A good way to solicit testimonials is to conduct a survey of your clients. While every response may not be useful for a testimonial, you’ll probably get some (and any other comments can probably be used to help you improve your service).
To improve response rates, make the survey easy and quick for your client to complete. Keep it to less than 10 questions (five or six might be even better), and be sure to mix up the style of questions (include both open-ended and closed-ended questions.)
Should you offer clients a gift for their testimonials?
Gifts are optional, but they can add a nice touch to your testimonial program. You just need to be careful how you approach gift-giving so that your testimonials are objective and “pure.”

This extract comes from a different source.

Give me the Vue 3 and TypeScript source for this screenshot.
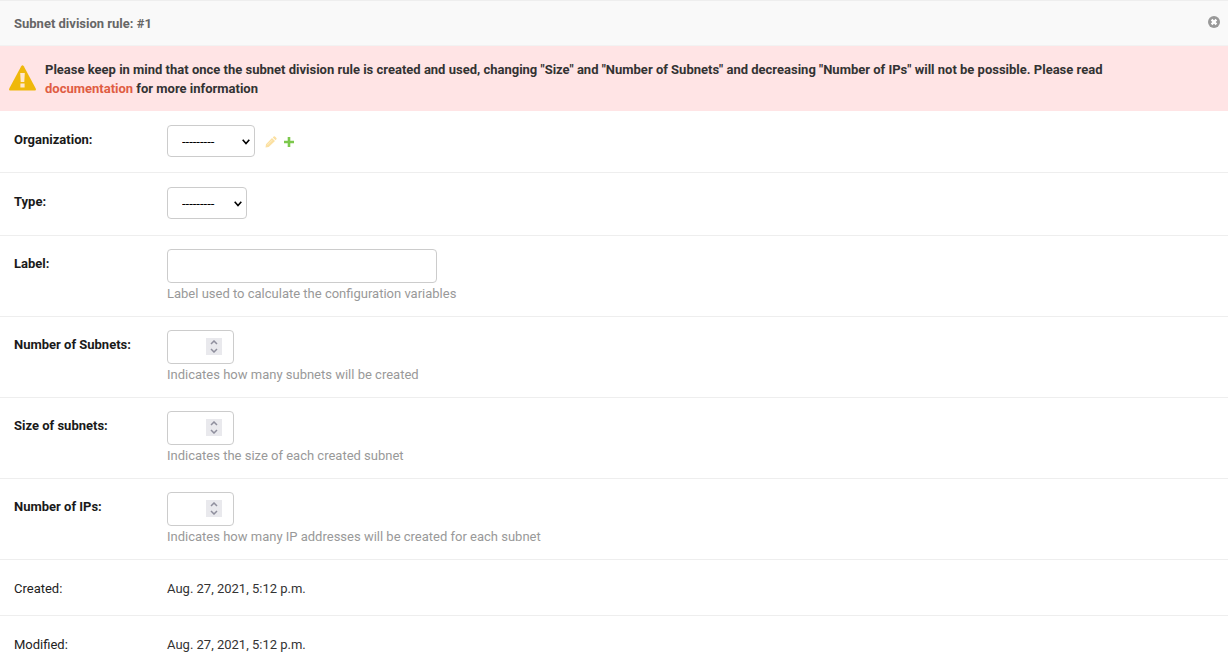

When contacting customers directly, by phone or in person, if you want to send a thank-you gift, it is often better to do so after the client gives you permission to use a testimonial (that is, not announcing in advance that “I’m giving gifts if you give me a testimonial”). Usually when you make direct contacts, satisfied clients are quite willing to talk and don’t need an incentive to do so.
When surveying clients, however, you can often increase your response to the survey by offering a small gift for completing the survey (note: the gift is an incentive for completing the survey — not for providing positive comments about your service!).
What kind of thank-you gifts can be used? Gifts could be an article or special report that you’ve written that would be helpful to their business, a low-cost item (such as a calendar, notepad, writing pen, etc.), or perhaps a gift certificate to a coffee house or online bookstore.